Diabetes Program Success

The Unsung Success of a Diabetes Prevention Program

More than 86 million people have prediabetes, and the numbers continue to grow. While articles appear every day touting new breakthroughs in treatment, many of these never pan out. In contrast, a new program put forth by Medicare has shown fantastic preventive results, with little fanfare.

The Diabetes Prevention Program

Announced by Sylvia Mathews Burwell, will pay for lifestyle interventions focusing on diet and physical activity to prevent Type 2 diabetes. The move is based on work from an Indianapolis YMCA, which partnered with the Indiana University School of Medicine to design the Diabetes Prevention Program. More than 3,200 patients were included in the initial program.

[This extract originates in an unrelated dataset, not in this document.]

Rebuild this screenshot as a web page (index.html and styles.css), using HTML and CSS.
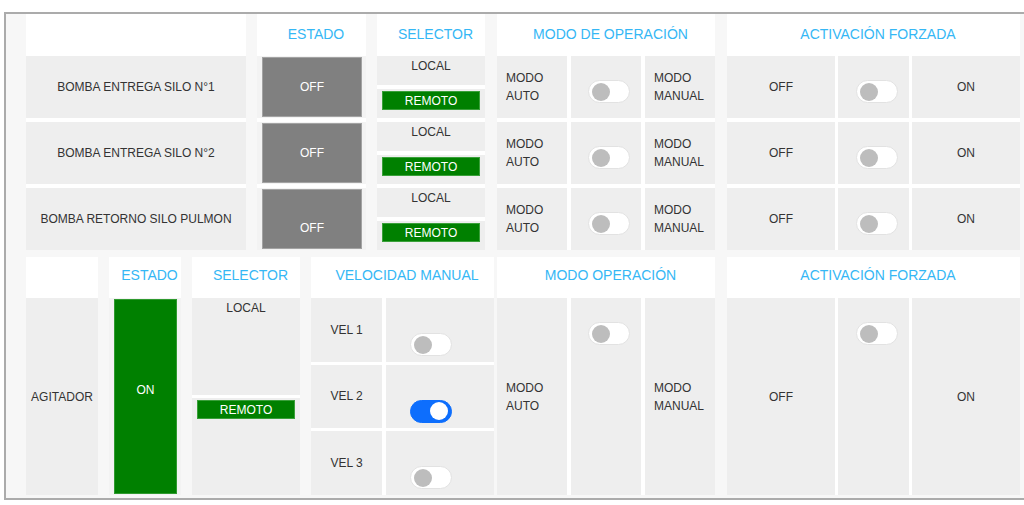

Group one was given an intensive lifestyle intervention, group two was treated with metformin and group three served as a control. The trial ended early because the results were so compelling: the medication groups saw a 31 percent reduction in risk while the intervention group saw a 58 percent reduction. After a formal evaluation, Burwell said “this program has been shown to reduce healthcare costs and help prevent diabetes.” Medicare reportedly saved $2,650 over 15 months for each person enrolled in the prevention program.

Articles appear every day on “major breakthroughs,” which later never pan out, while this one full of successes, rarely made the news.  This is the curse of health services research, which seeks to improve population health through improvements in access or delivery of care.   When most people think of diabetes research, they’re thinking of a cure or a new medication.  Those grand slams are exciting but, they rarely happen.  Nevertheless, people want to see them.  Donors want to support them.  Organizations hire people to go after them.

Health Services research is more about hitting singles, day after day.  There’s no billion dollar payoff, no fame, no Nobel Prize.  But it gets the job done, and it’s often more likely to change the health of most Americans.